From a marketing point of view, Pakistan has been and forever will be primarily associated with two cultural phenomena: music and cricket. For all that this may seem lazy stereotyping, Asim Naqvi, CEO of Ogilvy Pakistan, is one of many observers who explains that it is simply fact.
“The difference between these two leading trends and all other emerging trends is still massive. The country is still crazy about music and cricket, nothing comes close,” he says. As such, it is natural for brands to look at these sectors and want to invest “because that’s where everyone is”.
In music especially, Pakistan has seen one of the most innovative and successful brand collaborations anywhere in the region, with Coca-Cola’s creation of Coke Studio. A music platform that showcases both modern and traditional Pakistani artists, available on TV and online, it is a runaway success, attracting huge audiences and cementing Coca-Cola’s position in Pakistani hearts and minds.
Naqvi, whose agency helped create the project, said Coke Studio’s timing was critical to its triumph. “The country was going through a difficult time politically, this was the time when terrorism was at a peak, about 10-12 years ago. Coke realised that youth needed a platform, and this is when the idea of fusion music came up.” The celebration of both Pakistan’s music heritage and its future-forward musical youngsters has reigned supreme ever since – Coke Studio’s latest ad, promoting Pakistan as a country, has garnered nearly a million views since launching in June.
With so much focus on just two trends, however, they unsurprisingly became very expensive and so brands have had to turn elsewhere. This, coupled with the rise of digital marketing, has allowed brands to explore many of Pakistan’s hitherto lesser known cultural trends.
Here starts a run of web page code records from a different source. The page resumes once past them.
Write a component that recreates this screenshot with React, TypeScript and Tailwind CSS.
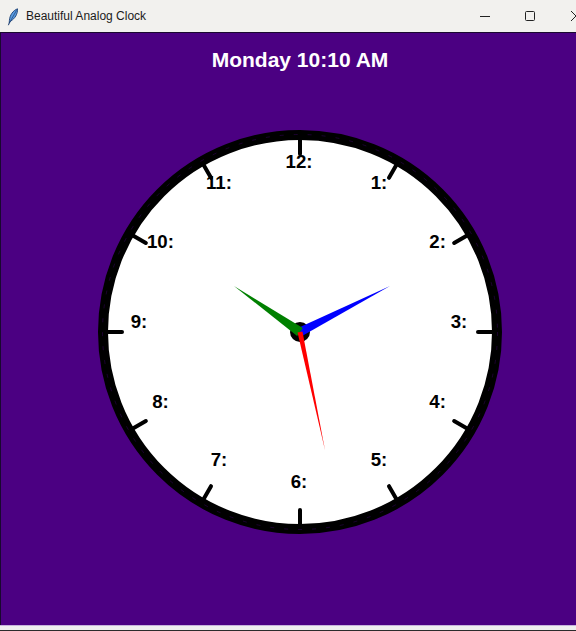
const CX = 210
const CY = 210

function handPoints(tipX: number, tipY: number, hw: number) {
  const dx = tipX - CX
  const dy = tipY - CY
  const len = Math.hypot(dx, dy)
  const px = (-dy / len) * hw
  const py = (dx / len) * hw
  return `${CX + px},${CY + py} ${tipX},${tipY} ${CX - px},${CY - py}`
}

function Feather() {
  return (
    <svg width="12" height="18" viewBox="0 0 12 18" className="block">
      <path d="M10.5 0.8 C6 2.5 2.8 7 2.4 12.5 L2.2 15.2 L3.6 13.2 C8 10.5 10.8 6 10.5 0.8 Z" fill="#5a9be0" stroke="#1d3f73" strokeWidth="0.9" />
      <path d="M9.6 2.2 L2.6 14.6" stroke="#1d3f73" strokeWidth="0.7" />
      <path d="M2.6 14.2 L1.4 17.2" stroke="#1d3f73" strokeWidth="1" />
    </svg>
  )
}

function TitleBar() {
  return (
    <div className="h-8 flex items-center bg-[#f2f1ee] relative">
      <div className="ml-[7px] mt-[1px]">
        <Feather />
      </div>
      <span className="ml-[7px] text-[12px] text-[#1b1b1b] font-['Liberation_Sans',Arial,sans-serif]">
        Beautiful Analog Clock
      </span>
      <div className="ml-auto flex items-center h-full">
        <svg width="12" height="12" viewBox="0 0 12 12" className="mr-[33px]">
          <line x1="1" y1="6.5" x2="11" y2="6.5" stroke="#222" strokeWidth="1" />
        </svg>
        <svg width="12" height="12" viewBox="0 0 12 12" className="mr-[34px]">
          <rect x="1.5" y="1.5" width="9" height="9" rx="1" fill="none" stroke="#222" strokeWidth="1" />
        </svg>
        <svg width="12" height="12" viewBox="0 0 12 12" className="-mr-[6px]">
          <line x1="1" y1="1" x2="11" y2="11" stroke="#222" strokeWidth="1" />
          <line x1="11" y1="1" x2="1" y2="11" stroke="#222" strokeWidth="1" />
        </svg>
      </div>
    </div>
  )
}

function Clock() {
  const hours = Array.from({ length: 12 }, (_, i) => i + 1)
  return (
    <svg width="420" height="420" viewBox="0 0 420 420" className="block mt-[50px]">
      <circle cx={CX} cy={CY} r="197" fill="#ffffff" stroke="#000000" strokeWidth="10" />
      <circle cx={CX} cy={CY} r="197.5" fill="none" stroke="#4b0082" strokeWidth="0.6" strokeDasharray="4 10" opacity="0.6" />
      {hours.map((h) => {
        const a = (h * 30 * Math.PI) / 180
        const s = Math.sin(a)
        const c = Math.cos(a)
        return (
          <line
            key={`t${h}`}
            x1={CX + 178 * s}
            y1={CY - 178 * c}
            x2={CX + 193 * s}
            y2={CY - 193 * c}
            stroke="#000"
            strokeWidth="4"
            strokeLinecap="round"
          />
        )
      })}
      {hours.map((h) => {
        const a = (h * 30 * Math.PI) / 180
        return (
          <text
            key={`n${h}`}
            x={209 + 160 * Math.sin(a)}
            y={199 - 160 * Math.cos(a) + 6.7}
            textAnchor="middle"
            fill="#000"
            className="font-['Liberation_Sans',Arial,sans-serif] font-bold text-[18.67px]"
          >
            {h}:
          </text>
        )
      })}
      <circle cx={CX} cy={CY} r="10" fill="#000" />
      <polygon points={handPoints(300, 164, 4.5)} fill="#0000ff" />
      <polygon points={handPoints(144, 164, 5)} fill="#008000" />
      <polygon points={handPoints(235, 328, 2.5)} fill="#ff0000" />
    </svg>
  )
}

export default function App() {
  return (
    <div className="w-[576px] h-[631px] overflow-hidden bg-[#2b2b2b]">
      <TitleBar />
      <div className="h-[593px] bg-[#4b0082] border-t border-l border-[#1a0830] overflow-hidden">
        <div className="w-[598px] flex flex-col items-center">
          <h1 className="pt-[15px] leading-[24px] text-[21px] font-bold text-white font-['Liberation_Sans',Arial,sans-serif]">
            Monday 10:10 AM
          </h1>
          <Clock />
        </div>
      </div>
      <div className="h-px bg-[#c7b3dc]" />
      <div className="h-[4px] bg-[#efefef]" />
    </div>
  )
}
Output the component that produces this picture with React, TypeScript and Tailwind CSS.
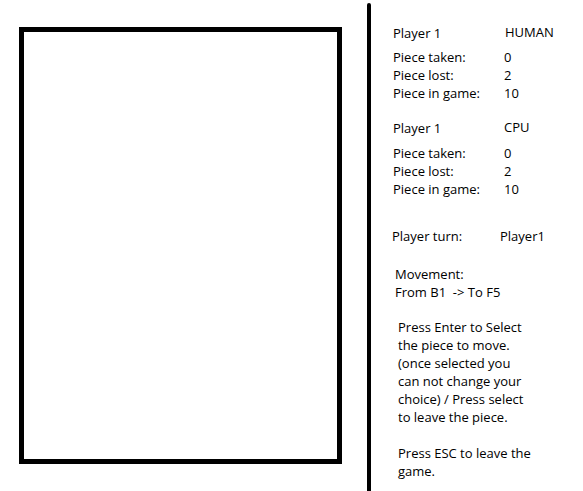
import React from "react";

const font = { fontFamily: '"Open Sans", "Noto Sans", sans-serif' };

function Row({ label, value, w }: { label: string; value: string; w: string }) {
  return (
    <div className="flex h-[18px] leading-[18px]">
      <span className={w}>{label}</span>
      <span>{value}</span>
    </div>
  );
}

export default function App() {
  return (
    <div
      className="flex w-[583px] h-[491px] overflow-hidden bg-white text-black text-[13px]"
      style={font}
    >
      <div className="pl-[19px] pt-[27px]">
        <div className="w-[323px] h-[437px] border-[5px] border-black" />
      </div>
      <div className="ml-[25px] mt-[3px] w-[4px] h-[488px] bg-black rounded-t-full" />
      <div className="flex flex-col">
        <div className="mt-[24px] pl-[22px]">
          <div className="flex h-[18px] leading-[18px]">
            <span className="w-[112px]">Player 1</span>
            <span className="-translate-y-px">HUMAN</span>
          </div>
          <div className="mt-[6px]">
            <Row label="Piece taken:" value="0" w="w-[111px]" />
            <Row label="Piece lost:" value="2" w="w-[111px]" />
            <Row label="Piece in game:" value="10" w="w-[111px]" />
          </div>
        </div>
        <div className="mt-[17px] pl-[22px]">
          <div className="flex h-[18px] leading-[18px]">
            <span className="w-[111px]">Player 1</span>
            <span className="-translate-y-px">CPU</span>
          </div>
          <div className="mt-[7px]">
            <Row label="Piece taken:" value="0" w="w-[111px]" />
            <Row label="Piece lost:" value="2" w="w-[111px]" />
            <Row label="Piece in game:" value="10" w="w-[111px]" />
          </div>
        </div>
        <div className="mt-[29px] pl-[21px]">
          <Row label="Player turn:" value="Player1" w="w-[108px]" />
        </div>
        <div className="mt-[20px] pl-[24px] leading-[18px]">
          <div>Movement:</div>
          <div className="whitespace-pre">From B1  -&gt; To F5</div>
        </div>
        <div className="mt-[17px] pl-[27px] leading-[18px]">
          <div>Press Enter to Select</div>
          <div>the piece to move.</div>
          <div>(once selected you</div>
          <div>can not change your</div>
          <div>choice) / Press select</div>
          <div>to leave the piece.</div>
          <div className="h-[18px]" />
          <div>Press ESC to leave the</div>
          <div>game.</div>
        </div>
      </div>
    </div>
  );
}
One such creative outlet is the feature film industry. While still small compared to music and cricket, Naqvi says it is growing dramatically, with more films being produced in Pakistan than ever before by young, hungry, creative people. The growth is leading to more cinemas opening, allowing more patrons access to film content and, as such, brands are now investing heavily in producing movies.
This growth is also leading to Pakistani art and literature beginning to rise outside the country's borders, says Ali Rez, executive creative director at BBDO Pakistan. He points to author Omar Shahid Hamid announcing a Netflix adaptation of his work, the first Pakistani writer to do so. “That’s pretty exciting, original Pakistani content moving into global territory,” he exclaims.
The digital ecosystem has played a huge role in this creative growth, Ali continues, because it has meant exposure to content from around the world that wasn’t possible before. “At one point in time Pakistan used to be in this bubble of just getting by with the mediocre stuff they used to create.
“That’s happening less and less, and I think that’s just [because of] the general awareness of what’s possible now [in creating content]. Social media is discussing traditional advertising more now, and brands are more aware of what the consumer is looking for because they get direct feedback. That has started to shape content and the way brands approach content.”
Rez and his team put these words into action with BBDO Pakistan’s ‘Truck Art Childfinder’ campaign for Berger Paint, which saw the agency work with a local artist to create a stunning campaign that combined a critically important theme with a celebration of Pakistani culture. It won four Cannes Lions this year, significantly boosting Pakistan’s creative profile. “Pakistani creative confidence is absolutely growing and it’ll be an exponential trend,” he says.
Another growing industry attracting brands, somewhat counterintuitively, is tourism. Badar Khushnood, co-founder of digital agency Bramerz, says improving security concerns has led to a significant rise in people seeking to explore much of Pakistan’s untouched beauty. “Adventure tourism is seeing growth – Pakistan has deserts, coastline, and the highest concentration of the tallest peaks in the world. This will only keep growing as we continue to minimise the security concerns.”
Where consumers are heading, brands are already following. Naqvi says Harley-Davidson is one brand that has tapped into the biking community’s increased penchant for touring around Pakistan. Car brands are doing similar, and so are brands less associated with travel. National Foods, one of Pakistan’s leading food brands, has its ‘National ka Pakistan’ series, which sees hosts travel the country and cook local foods from different areas.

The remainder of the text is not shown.